I would correct that today only by saying that Tilleron could not appear to remain loyal to Trump while pursuing his own set of responsibilities, while Pompeo and Mattis do seem to be able to pull off this trick and stomach what they have to do.

My guess, today, is that the author of the NY Times op ed piece is John Kelly, the chief of staff. He has frequently said that he is the one who tries to keep Trump on track and tells him not to do things--or to do something, like criticize Putin. He also says this is the worst job he has ever had, and so he keeps at it because of his patriotism. Also, Kelly is high enough in the food chain to take on the responsibility for speaking so out of turn, perhaps believing that something crucial is coming up and so it is a cry for people outside the administration, whether in Congress or Robert Mueller, because those who check the President may be on their way out, which includes both Kelly and Mattis. The op ed writer also believe he needs to stay in place as long as possible. Kelly is also conservative and so would applaud the agenda and is not planning on a political office beyond the one he has. Kelly is the only one who has not said so far that he is not the author of the article. Also, Kelly has lost a son in battle, and so the worst thing that can happen to him already has. He has nothing to fear. I agree the identity of the op ed writer will come out shortly.

As to Kavanaugh: He seems to be a nice guy, a man genuinely fond of his family, and identified with the broad sweep of legal history: desegregation of the schools, a woman’s right to an abortion, and so on. But press down a bit more closely and he is a radical conservative who would likely overthrow the precedents he seems to hold as unassailable. Consider what he said, when pressed, on the Garza case, which he decided just last year. It concerned a seventeen year old girl in federal custody who wanted an abortion and did not speak English. She had met all of the state and federal standards but Kavanaugh went further, invoking what he admitted was a not perfect analogy to how young people in custody are to be dealt with, and said that the government could add an additional requirement, which was to find her a guardian with whom she might or might not consult about her decision to have an abortion. Kavanaugh says he took notice of the fact that the guardian had to be found and appointed in a timely manner, but admits that the requirement for parental consent is an imperfect analogy given that the girl was unaccompanied by any adult. The question is why he added this additional standard, something his fellow jurists did not view as required. One could ask Kavanaugh how it could be, given that he says a judge just applies the law to  a set of particular facts, that his colleagues could reach an opposite conclusion if a judge’s job was so cut and dried. It may be that Kavanaugh tinks, though he would be too modest to say so, that he probed more deeply than his colleagues did.

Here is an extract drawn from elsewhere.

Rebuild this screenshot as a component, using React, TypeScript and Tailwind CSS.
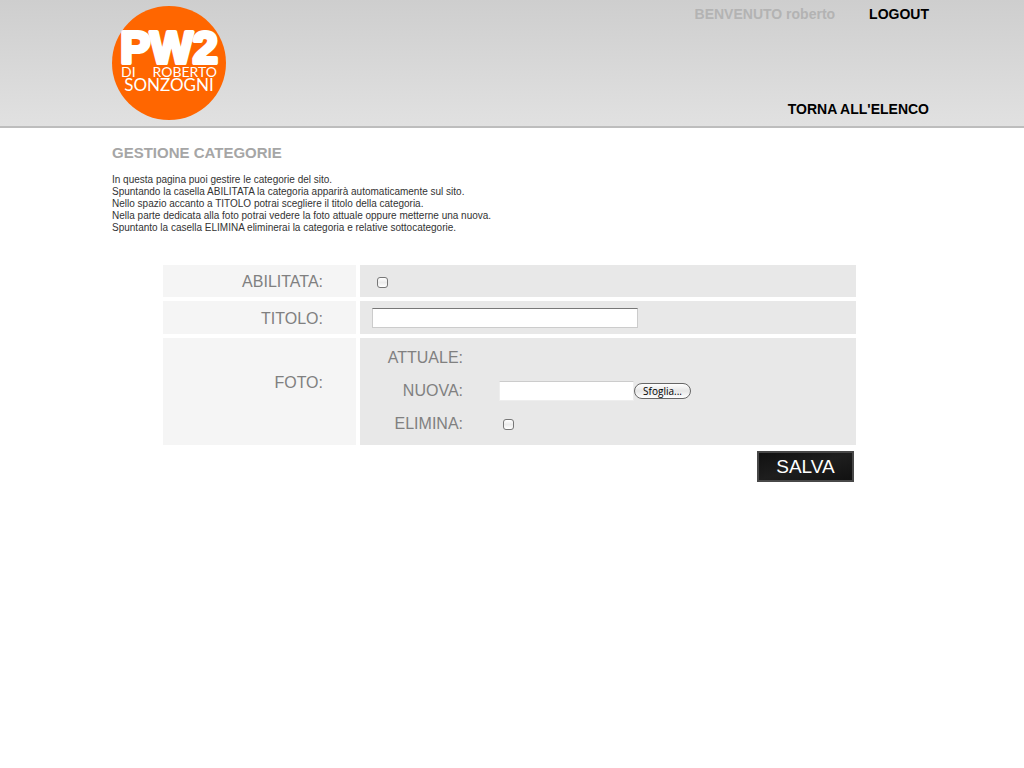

My point is that Kavanaugh probes and probes  until he comes up with a context or an insight that has alluded other people and results in an analysis that supports his conservative worldview. That is the point at which he rests, satisfied. It is like Freud saying that if you probe a dream long enough, you will come to the conclusion that at its heart is a sexual desire. Then Freud will be satisfied.  So Kavanaugh can go on and on about how right Brown v. Board of Education ios and how wrong Plessy v. Ferguson was but he always finds a reason to show, as Corey Booker demonstrated a few days ago, why more recent civil rights cases are to be found in favor of those opposed to their expansion. Kavanaugh is a godly conservative. He believes in all the right values until it is time to not push them forward as one might expect of a conservative whose basic instinct is to say go as slowly as possible in allowing change to happen.

The Times anonymous op ed and the Kavanaugh confirmation are political dramas because in both cases new events can change things and unfold the meanings of the basic situations that are portrayed. The given of the White House mess is that it is unprecedented to have such a loose cannon as Trump in charge when everyone assumes that so much power is put in the hands of the president because anyone elected to that august office will handle it in a mature way, every President sort of like Henry Fonda. How do you reign in such a situation? Will the author of the Times op ed piece step forward? Will some important senators step forward and announce that Trump is dangerous? Will the midterm elections serve as a rebuke of trump and so lead to some controls over him from Congress? We, the audience, do not know how the drama will play out.

The issue is the same with the Kavanaugh hearing, though there the time for a dramatic climax is fast running out. Most Supreme Court confirmation hearings since Bork are formal affairs where little is said by the nominee and Senators just go through the motions. Is this hearing different? So far, not so, but the Democrats are still hoping something will turn up. Kavanaugh will be caught in some coverup of his radically conservative point of view or he will lose his cool, both long shots, however much the crisis in the White house emboldens Democrats to do something, anything, to upset the applecart of these hearings. So, as with any drama, we anticipate something, create for ourselves suspense, but do not know how the suspense will be released or the basic situation transformed by something that happens into something understood very differently, as happens in Sophocles and Shakespeare and any other playwright worth their salt.